What does the report mean by zero carbon?

The authors define a zero carbon economy as one in which fossil fuels are not burned, or in which all emissions from fossil fuels are prevented from entering the atmosphere.

What are the government's actual targets?

The UK government has set a target of cutting 60 per cent of carbon emissions by 2050, which is higher than many other countries. But the CAT believes this is not enough.

What would the effect of this carbon market be on the economy?

The authors believe it would give people, and firms, a financial incentive to find greener ways of consuming as that would be the only way to conserve their credits. The result could be an explosion in cheap and freely available environmentally-friendly products from electric cars to local organic food.

What would the possible negative effects of this be?

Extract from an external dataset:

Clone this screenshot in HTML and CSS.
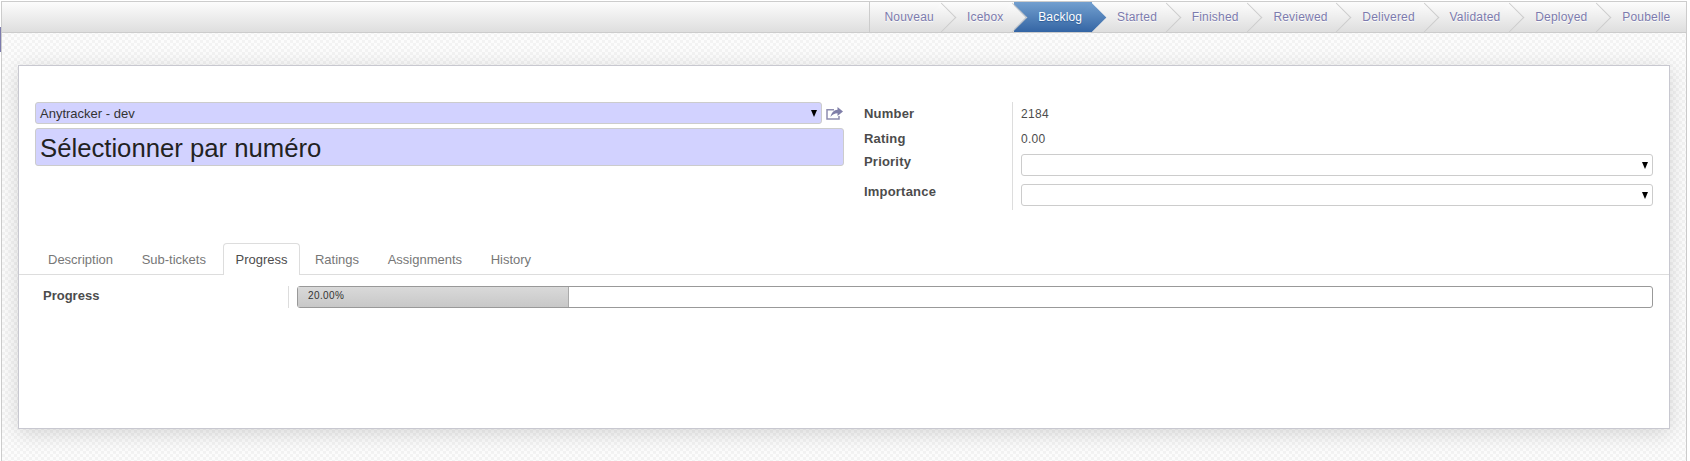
FILE: index.html
```html
<!DOCTYPE html>
<html lang="en">
<head>
    <meta charset="UTF-8">
    <title>Anytracker - Ticket</title>
    <link rel="stylesheet" href="styles.css">
</head>
<body>

<div class="edge-tick"></div>
<div class="view">
    <header class="statusbar">
        <ul class="steps">
            <li class="step"><span>Nouveau</span></li>
            <li class="step"><span>Icebox</span></li>
            <li class="step active"><span>Backlog</span></li>
            <li class="step"><span>Started</span></li>
            <li class="step"><span>Finished</span></li>
            <li class="step"><span>Reviewed</span></li>
            <li class="step"><span>Delivered</span></li>
            <li class="step"><span>Validated</span></li>
            <li class="step"><span>Deployed</span></li>
            <li class="step last"><span>Poubelle</span></li>
        </ul>
    </header>

    <div class="sheet">
        <div class="head">
            <div class="left-group">
                <div class="project-row">
                    <div class="select required">Anytracker - dev<i class="caret"></i></div>
                    <svg class="share" width="17" height="14" viewBox="0 0 17 14">
                        <path d="M8 3.700H1v9.300h12v-3" fill="none" stroke="#8e8db0" stroke-width="1.500"/>
                        <path d="M17 5.500L11.500 1v2.800C8 4 5.500 6.500 4.500 11c2-2.500 4-3.700 7-3.700V10z" fill="#7f7ea8"/>
                    </svg>
                </div>
                <div class="title-input">Sélectionner par numéro</div>
            </div>
            <div class="right-group">
                <div class="labels">
                    <div class="label row-text">Number</div>
                    <div class="label row-text">Rating</div>
                    <div class="label row-select">Priority</div>
                    <div class="label row-select">Importance</div>
                </div>
                <div class="values">
                    <div class="value row-text">2184</div>
                    <div class="value row-text">0.00</div>
                    <div class="select"><i class="caret"></i></div>
                    <div class="select"><i class="caret"></i></div>
                </div>
            </div>
        </div>

        <ul class="tabs">
            <li>Description</li>
            <li>Sub-tickets</li>
            <li class="current">Progress</li>
            <li>Ratings</li>
            <li>Assignments</li>
            <li>History</li>
        </ul>

        <div class="progress-row">
            <div class="label progress-label">Progress</div>
            <div class="progress-cell">
                <div class="progressbar">
                    <div class="progress-fill" style="width: 20%">20.00%</div>
                </div>
            </div>
        </div>
    </div>
</div>

</body>
</html>
```

FILE: styles.css
```css
html, body {
    margin: 0;
    height: 100%;
    background: #fff;
    font-family: "Liberation Sans", Arial, sans-serif;
    font-size: 13px;
    color: #4c4c4c;
    overflow: hidden;
}
ul {
    list-style: none;
    margin: 0;
    padding: 0;
}
.edge-tick {
    position: absolute;
    left: 0;
    top: 27px;
    width: 1px;
    height: 25px;
    background: #7c7bad;
}
.view {
    margin: 1px 3px 0 1px;
    height: 460px;
    border-left: 1px solid #ccc;
    border-right: 1px solid #ccc;
    background: repeating-conic-gradient(#f3f3f3 0 25%, #fcfcfc 0 50%) 0 0 / 6px 6px;
}

/* status bar */
.statusbar {
    display: flex;
    justify-content: flex-end;
    height: 30px;
    border-top: 1px solid #ccc;
    border-bottom: 1px solid #ccc;
    background: linear-gradient(#fcfcfc, #dedede);
}
.steps {
    display: flex;
    border-left: 1px solid #ccc;
}
.step {
    position: relative;
    padding: 0 19.700px 0 15px;
    line-height: 30px;
    font-size: 12px;
    letter-spacing: 0.2px;
    color: #7c7bad;
    text-shadow: 0 1px 1px #fff;
}
.step:first-child {
    padding: 0 18px 0 14px;
}
.step span {
    position: relative;
    z-index: 3;
}
.step::after {
    content: "";
    position: absolute;
    z-index: 2;
    top: 4.500px;
    right: 0;
    width: 21px;
    height: 21px;
    box-sizing: border-box;
    border-top: 1px solid #ccc;
    border-right: 1px solid #ccc;
    transform: rotate(45deg);
    background: linear-gradient(to bottom right, #fcfcfc, #dedede);
}
.step.last {
    padding-right: 15.500px;
}
.step.last::after {
    display: none;
}
.step.active {
    color: #fff;
    text-shadow: 0 1px 1px #2c5a96;
}
.step.active::before {
    content: "";
    position: absolute;
    z-index: 1;
    top: 0;
    bottom: 0;
    left: -9px;
    right: 10px;
    background: linear-gradient(#729fcf, #3465a4);
}
.step.active::after {
    border: 0;
    background: linear-gradient(to bottom right, #729fcf, #3465a4);
}

/* sheet */
.sheet {
    margin: 32px 16px 0 16px;
    height: 362px;
    background: #fff;
    border: 1px solid #c8c8d0;
    box-shadow: 0 4px 20px rgba(0, 0, 0, 0.15);
}
.head {
    display: flex;
    gap: 20px;
    padding: 36px 16px 0;
    height: 141px;
}
.left-group {
    width: 809px;
    flex: none;
}
.project-row {
    display: flex;
    align-items: center;
    justify-content: space-between;
}
.project-row .share {
    margin-right: 1px;
}
.select {
    display: flex;
    align-items: center;
    justify-content: space-between;
    box-sizing: border-box;
    height: 22px;
    padding: 0 4px;
    border: 1px solid #ccc;
    border-radius: 3px;
    background: #fff;
    font-size: 12px;
}
.select.required {
    width: 787px;
    background: #d2d2ff;
    font-size: 13px;
    color: #333;
}
.caret {
    width: 0;
    height: 0;
    margin-left: auto;
    border-left: 3.500px solid transparent;
    border-right: 3.500px solid transparent;
    border-top: 7px solid #000;
}
.share {
    display: block;
}
.title-input {
    box-sizing: border-box;
    height: 38px;
    margin-top: 4px;
    padding: 0 4px;
    line-height: 38px;
    border: 1px solid #ccc;
    border-radius: 3px;
    background: #d2d2ff;
    font-size: 25.700px;
    color: #222;
}
.right-group {
    display: flex;
    flex: 1;
    height: 108px;
}
.labels {
    width: 148px;
    flex: none;
}
.label {
    font-weight: bold;
    letter-spacing: 0.2px;
    color: #4c4c4c;
}
.row-text {
    height: 25px;
    line-height: 24px;
}
.row-select {
    height: 30px;
    line-height: 20px;
}
.values {
    flex: 1;
    padding-left: 8px;
    border-left: 1px solid #ddd;
}
.values .select {
    margin-bottom: 8px;
}
.values .value + .select {
    margin-top: 2px;
}
.value {
    font-size: 12px;
    letter-spacing: 0.3px;
}

/* tabs */
.tabs {
    display: flex;
    height: 31px;
    padding-left: 15px;
    border-bottom: 1px solid #ddd;
}
.tabs li {
    box-sizing: border-box;
    height: 32px;
    padding: 0 13.600px 0 13px;
    line-height: 32px;
    border: 1px solid transparent;
    border-bottom: 0;
    color: #777;
}
.tabs li.current {
    margin: 0 1px 0 2px;
    padding: 0 11.400px 0 12px;
    border-color: #ddd;
    border-radius: 4px 4px 0 0;
    background: #fff;
    color: #4c4c4c;
}

/* progress */
.progress-row {
    display: flex;
    padding: 11px 16px 0 24px;
}
.progress-label {
    width: 245px;
    flex: none;
    line-height: 20px;
    letter-spacing: 0;
}
.progress-cell {
    flex: 1;
    padding-left: 8px;
    border-left: 1px solid #ddd;
}
.progressbar {
    box-sizing: border-box;
    height: 22px;
    border: 1px solid #999;
    border-radius: 3px;
    background: #fff;
}
.progress-fill {
    box-sizing: border-box;
    height: 100%;
    padding-left: 10px;
    line-height: 18px;
    font-size: 10px;
    letter-spacing: 0.4px;
    color: #333;
    border-right: 1px solid #aaa;
    background: linear-gradient(#d9d9d9, #c8c8c8);
}
```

The "carbon economics" proposed in the report would raise the cost of anything that relies on fossil fuels and does not have a known alternative. Therefore, although petrol cars may be replaced in the long-run by electric vehicles, the same cannot be said for air travel. At the moment there is no viable alternative to aircraft fuel so flying would become prohibitively expensive for most people under the proposal. Likewise, people would also need to eat less meat to save money as producing it uses ten times more energy than organic vegetable agriculture.